Every morning, my alarm goes off on my phone and I grab it and shut it off and spend the next five minutes lazily scanning the subject lines of my emails in a half-asleep haze. (Do you do this too? Reach for your phone upon waking? Do I need an intervention or has this just become acceptable behaviour these days, I can't tell. I stopped knowing what was borderline sociopathic and what wasn't when the guy next to me answered his phone in a movie theatre. This is how societies fall apart, people.)
Anyway, most of these email subject lines are innocuous things about the amount of money I could save at Piperlime or Michael's or Pottery Barn if I'd only buy that pair of fall booties/set of glue gun cartridges/perfect ikat throw pillow today, which is why the one that said MUM IN HOSPITAL stood out in such sharp contrast to my sleep-addled brain. I tell you, there is no triple-shot latte in the world that will wake you up as quickly as MUM IN HOSPITAL in your inbox. And if you're not awake by that point, then "Hi, I'm in hospital in England, waiting to have emergency surgery" probably will.

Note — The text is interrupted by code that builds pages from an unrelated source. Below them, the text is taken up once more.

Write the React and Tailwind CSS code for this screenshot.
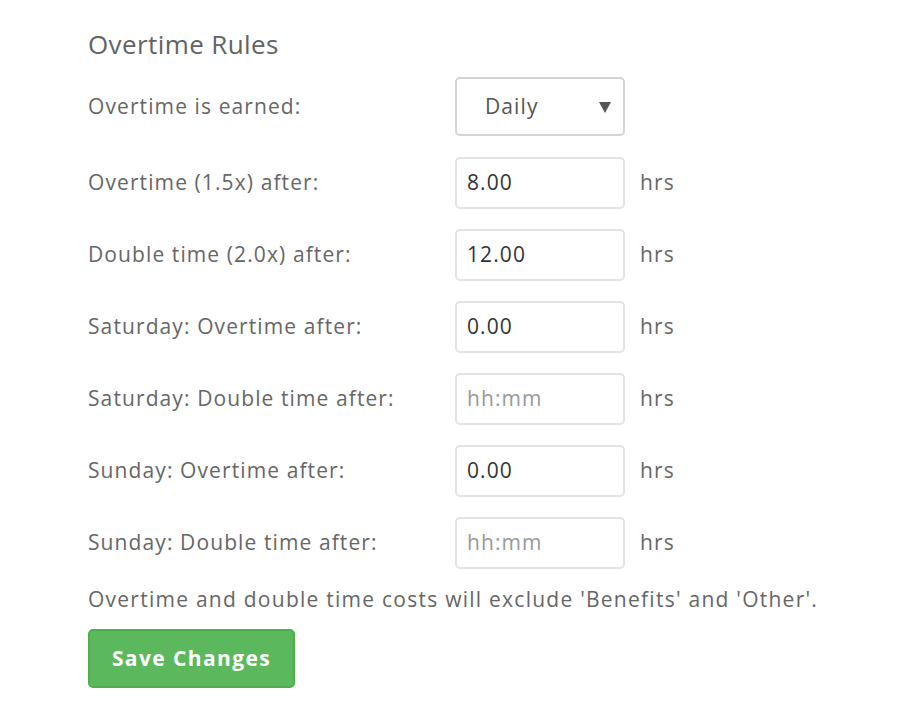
export default function App() {
  const rows = [
    { label: "Overtime (1.5x) after:", value: "8.00" },
    { label: "Double time (2.0x) after:", value: "12.00" },
    { label: "Saturday: Overtime after:", value: "0.00" },
    { label: "Saturday: Double time after:", value: "" },
    { label: "Sunday: Overtime after:", value: "0.00" },
    { label: "Sunday: Double time after:", value: "" },
  ];
  return (
    <div className="min-h-[714px] bg-white pl-[88px] pt-[26px] tracking-[1.1px]" style={{ fontFamily: '"Open Sans", sans-serif' }}>
      <h2 className="text-[26px] leading-[36px] text-[#636363] font-normal tracking-[0.4px]">Overtime Rules</h2>
      <div className="mt-[15px] flex items-center">
        <div className="w-[367px] text-[21px] text-[#666]">Overtime is earned:</div>
        <div className="relative w-[170px] h-[59px] rounded-[5px] border-2 border-[#d4d4d4] flex items-center pl-[28px] text-[21px] text-[#555]">
          Daily
          <svg className="absolute right-[12px] top-[23px]" width="12" height="11" viewBox="0 0 12 11">
            <path d="M0 0 L12 0 L6 11 Z" fill="#555" />
          </svg>
        </div>
      </div>
      <div className="mt-[21px] flex flex-col gap-[20px]">
        {rows.map((r) => (
          <div key={r.label} className="flex items-center">
            <div className="w-[367px] text-[21px] text-[#666]">{r.label}</div>
            <div className="w-[170px] h-[52px] rounded-[5px] border-2 border-[#e3e3e3] flex items-center pl-[10px] text-[21px]">
              {r.value ? <span className="text-[#333]">{r.value}</span> : <span className="text-[#999]">hh:mm</span>}
            </div>
            <div className="ml-[15px] text-[21px] text-[#666]">hrs</div>
          </div>
        ))}
      </div>
      <p className="mt-[16px] text-[21px] text-[#666] leading-[28px] tracking-[1.25px]">Overtime and double time costs will exclude 'Benefits' and 'Other'.</p>
      <button className="mt-[16px] w-[207px] h-[59px] rounded-[5px] bg-[#5cb85c] border-2 border-[#4cae4c] text-white text-[21px] font-bold tracking-[1.4px]">Save Changes</button>
    </div>
  );
}
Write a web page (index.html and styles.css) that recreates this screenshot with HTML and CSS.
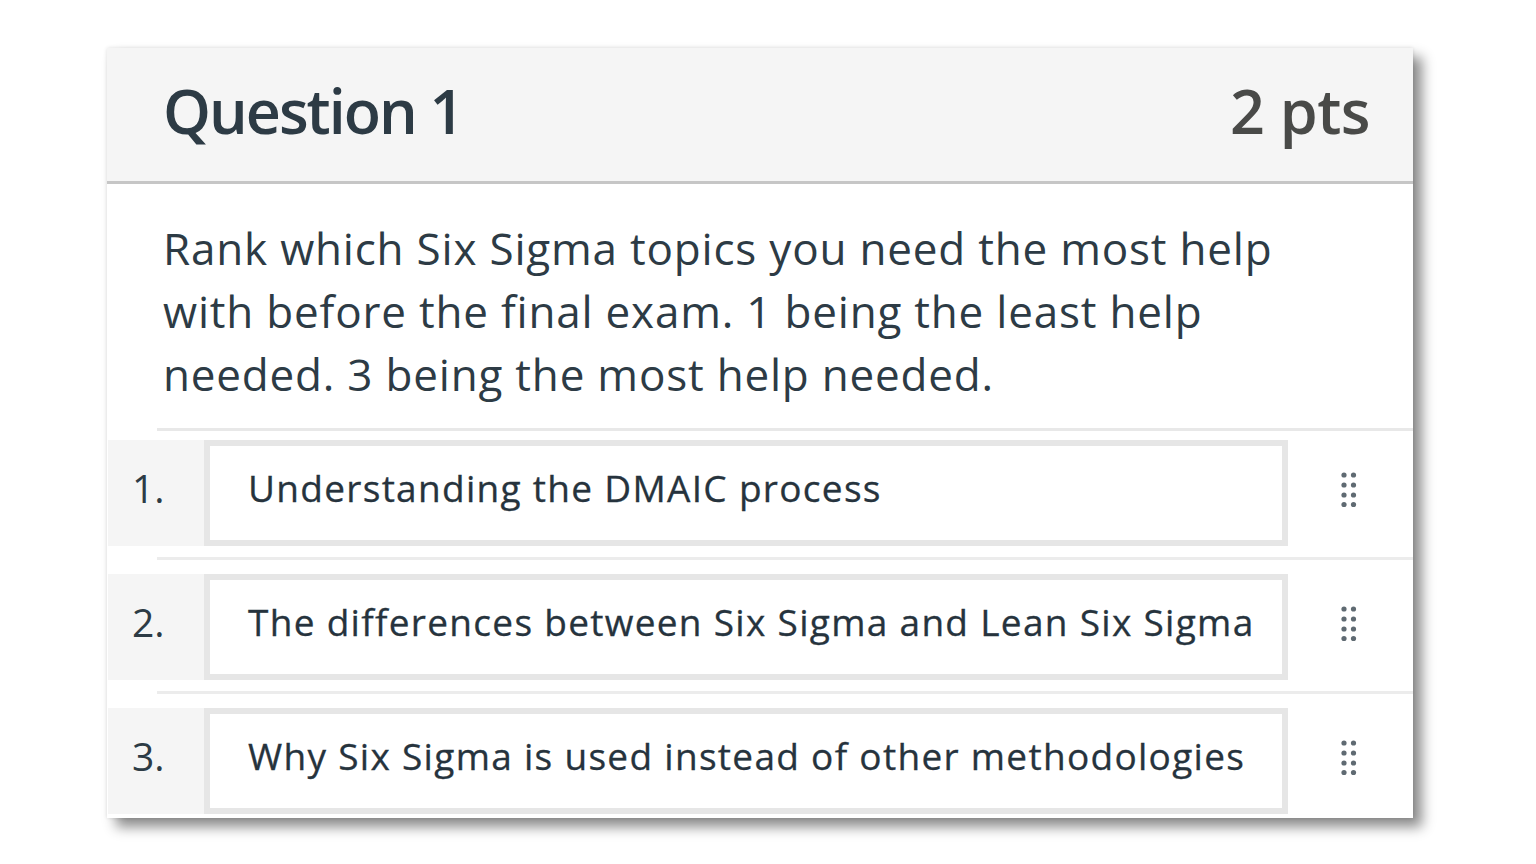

What had happened—and you're going to want to finish your lunch before you read this—is that my poor mother had stepped on a needle six weeks ago, shortly before she got on a plane to spend two months in the UK. I'm not entirely sure how this happened, but I am at least fairly confident that it was just a regular old sewing needle and not, like, a discarded heroin needle or something, although I admit that I am really only making an assumption about this part, because it happened at my parents' house, where I would like to think there are no discarded heroin needles lying around. So we have that, at least. If you must step on a needle, the sewing kind is better than the heroin kind.
Anyway, she managed to pull most of the needle out immediately after stepping on it, but part of it was stuck in her foot and wouldn't come out, and because she had a plane to catch and could still walk on it, and because the doctor she saw a little bit later said not to worry, the rest of the needle would just "work its way out," she just kept walking around like normal. On her foot. With a broken-off needle stuck in there. Are you making the face I'm making right now? There is a speech bubble right above my head that says OUUUUUCCCHHHH.
And then finally it was so painful that she ended up going to A&E, which is the UK version of the ER—and which, if you are as familiar with the long-running British TV drama Casualty as I am, you are going to imagine was exactly like an episode of that—where they said holy crap, madam (the madam part was because they're polite and British, although I may be paraphrasing this whole conversation), we need to get you into emergency surgery immediately.
So this is where we pick back up with the email. Which also included this horrifying attachment, the content of which serves as an excellent reminder that none of us should ever do any sewing ever again. (Or any heroin.)
In case it isn't clear from the blurry cameraphone picture, that is an x-ray of a foot with a needle sticking out of it. Or into it.
Anyway, she is out of surgery now—which was done under general anaesthetic and involved cutting through several layers of tissue, two details which make my shoulders involunatrily rise up to my ears in a shudder of horror—and she is recuperating nicely with some good drugs, under the care of my aunt (who, handily, is a nurse) and my sister (who, handily, was home to accept the delivery of champagne I sent, less to say "congratulations on the forcible removal of a needle from your foot!" and more to say "yeah, I think you might really need this." I even sent mini bottles so she could drink one a day and pretend they were medicine. What, it's way more useful than flowers.)
So that was exciting! If by "exciting" we are allowing a loose definition of "wow, I shouldn't have watched so many episodes of Grey's Anatomy where people don't wake up from general anaesthetic and then their relatives gather mournfully at the foot of their bed and say 'but she only went in for ______!'", which I am assuming we are. But all is well, thank goodness, and she is even going to get some pretty sweet crutches for the next few weeks, which I am sure will be super fun to use considering she is staying at the top of a hill and it is always raining in England. On the bright side: excellent upper body strength!
To wrap this up, won't you join me in wishing my mum a speedy recovery? While you're doing that, I have a miniature hotel sewing kit in a drawer somewhere that I need to go and set aflame. Hey, you can't be too prepared. Prevention is better than accidentally stepping on a needle, as the old saying goes. Or should.